I'm finishing up production of 4 solid teak, shaker style cabinet doors. They came out wonderful I think.

Someone I trust told me to avoid using regular wood glue for the glue-up due to the oils in teak, and instead use a 2 part epoxy like West System.

Anyone done such? Anyone think this is a bad idea??

I'm just nervous because I don't use West a lot and just want to bounce it off the forum.

Thank you!!!


----------



## Unknowncraftsman (Jun 23, 2013)

I've use regular pva glue on teak. Real teak from Burma. I think I might have wiped it down with acetone on the glue areas.
I have also seen some teak that was so dark and oily that i could see the need for epoxy.

So how sure are you that you have real teak.


----------



## Blackfin29 (Dec 8, 2017)

Oh it's real Teak, in fact I buy it from the most reputable supplier in the Northeast… He supplies all the Maine boatbuilders, and you know they wouldn't go for that.

This teak I have is so oily it almost resembles a Wax when freshly milled. Very nice stuff and bought from a guy I have complete faith in. Tiverton, Rhode Island actually.


----------



## Blackfin29 (Dec 8, 2017)

I'll have to post some photos… let me see if I can figure that out


----------



## Blackfin29 (Dec 8, 2017)




----------



## Unknowncraftsman (Jun 23, 2013)

That's the stuff. I really don't know if you need to use epoxy. If you do be careful not squeeze out too much near the faces I have found it can leave a dark line.
Have you thought about a test glue up with pva.

Teak also has a wonderful aroma. Your shop must smell great 
Good luck


----------



## Sawdust35 (Jan 15, 2016)

Blackfin29-
I am building an outdoor table from Burmese Teak. I have been successfully gluing several edge and end grain joints (reinforced with dominos) by doing the following:
1-sand each joint with 100 grit sand paper; 2-wipe down with acetone; 3-apply System Three T-88 two part epoxy to wood and clamp for 3 days. T-88 has an open time of 45 mins and a cure time of 3 days. The teak cost me $28/bf so I am being not willing to experiment with other glues. The joints are strong and the epoxy scraps off easily with a card scraper. 
Here's a pic of the glue up:


----------



## shipwright (Sep 27, 2010)

I built these doors recently and have done a lot of work with Teak in the past. I prefer epoxy particularly because of marine conditions but all epoxies are not equal. Some will work better with oily woods than others. I used Cold Cure from System Three mostly because I know it and trust it but there certainly are others. Ask your epoxy supplier which of his products is appropriate.


----------



## SMP (Aug 29, 2018)

I've seen a lot of old furniture, G&G stuff etc in teak done with hide glue. I'm sure wiping it with acetone and pva will outlive any of us.


----------



## therealSteveN (Oct 29, 2016)

> I've seen a lot of old furniture, G&G stuff etc in teak done with hide glue. I'm sure wiping it with acetone and pva will outlive any of us.
> 
> - SMP


I think it's born on date was way before most of us as well. I have heard of Teak since I was a boy, and have only heard of epoxy for use in woodworking in the last 20 years. Possibly not being involved in boat building? It's certainly the new kid on the block as far as wide spread use.

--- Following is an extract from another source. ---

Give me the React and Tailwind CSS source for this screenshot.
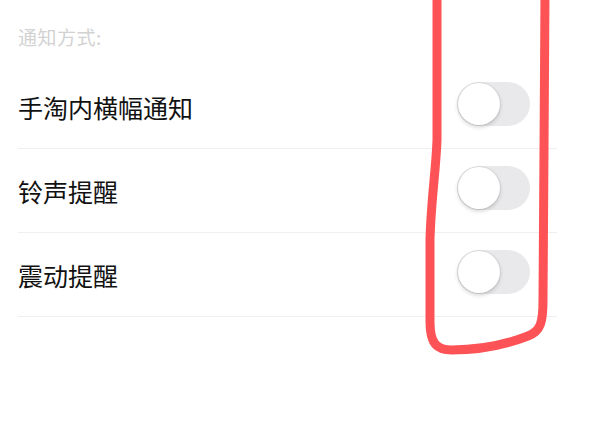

I saw a progression from hide glue, to good old Elmers. Can't say I have seen a lot of failed glue joints. At least when properly prepped stock was used. Panel gluing isn't rocket science.

Of all the high profile woodworkers I have heard talk and watched work Frank Klausz surprised me the most. Here's a guy who could probably sign a money deal with Franklin to pimp their glues, and he uses Elmers. "It hasn't failed me yet" I think you can be assured his surfaces are glue ready, before he starts though.


----------



## Blackfin29 (Dec 8, 2017)

> I built these doors recently and have done a lot of work with Teak in the past. I prefer epoxy particularly because of marine conditions but all epoxies are not equal. Some will work better with oily woods than others. I used Cold Cure from System Three mostly because I know it and trust it but there certainly are others. Ask your epoxy supplier which of his products is appropriate.
> 
> 
> 
> ...


Exactly the input I was hoping to get… someone who has actually DONE it!!!

Thank you…


----------



## Blackfin29 (Dec 8, 2017)

> Blackfin29-
> I am building an outdoor table from Burmese Teak. I have been successfully gluing several edge and end grain joints (reinforced with dominos) by doing the following:
> 1-sand each joint with 100 grit sand paper; 2-wipe down with acetone; 3-apply System Three T-88 two part epoxy to wood and clamp for 3 days. T-88 has an open time of 45 mins and a cure time of 3 days. The teak cost me $28/bf so I am being not willing to experiment with other glues. The joints are strong and the epoxy scraps off easily with a card scraper.
> Here's a pic of the glue up:
> ...


LOOOOKS GREATTTTTT!!!! Thank you, Sir…


----------